Antes disso, afirma ter sido retirada de projetos e cursos conduzidos pelo ex-orientador, ação que teria lhe causado prejuízos acadêmicos e financeiros.
Thais diz que, após não ter correspondido às supostas investidas do professor em 2010 e 2011, deixou de ser convidada por ele para apresentar trabalhos em congressos de sociologia ligados a seu tema de pesquisa (ações afirmativas e mestiçagem no Brasil).
Em 2012, quando ela atrasou a entrega de parte da pesquisa devido à depressão, o ex-orientador recomendou, por meio de um parecer, que o programa retirasse a bolsa de Thais alegando estagnação da pesquisa por parte da aluna.
Além disso, afirma a doutora, o professor retirou dela a responsabilidade de duas disciplinas do curso de especialização que ele coordenava.
— Também fui ameaçada de ser desligada da disciplina sociologia da educação que eu dava no curso a distância de pedagogia na UFSCar.
Racismo e ‘beijo mal dado’
Segundo a pesquisadora, à época das denúncias, a então coordenadora do programa de pós-graduação em sociologia na UFSCar publicou o seguinte comentário em sua conta no Facebook: “Pesquisadores se tornam acusadores implacáveis, criminalizam a expressão sensual”.
— Isso ela colocou na página dela. E mandou e-mails para os orientandos dela legitimando o ato, falando que era uma expressão sensual. Falando que minha atitude era de racismo, que eu tinha criado uma grande fábula do agressor negro, que tinha sido um beijo mal dado.
No mestrado e no doutorado, Thais pesquisa ações afirmativas e cotas raciais.
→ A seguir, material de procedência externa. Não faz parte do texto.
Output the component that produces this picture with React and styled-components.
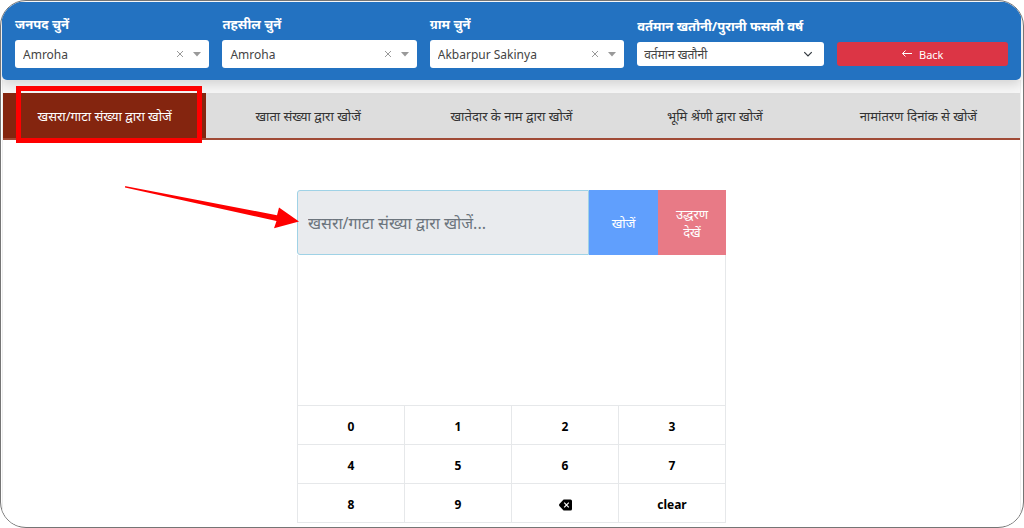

Paradoxalmente, por seu ex-orientador ser negro, a doutora foi acusada de racismo por parte dos docentes da instituição ao fazer as denúncias, segundo ela.
Para Thais, há uma tentativa de alguns em transformá-la em agressora “que é típica do machismo”.
— O Programa de Pós-Graduação nunca me procurou para falar do caso e professores do programa já colocaram no site que estou caluniando e difamando [...] Espero que o assédio no ensino superior se torne uma pauta não só na UFSCar, mas em todas as universidades, que sejam criadas instâncias qualificadas para combater essa cultura do assédio sexual e moral que é muito comum, principalmente nos cursos de pós-graduação.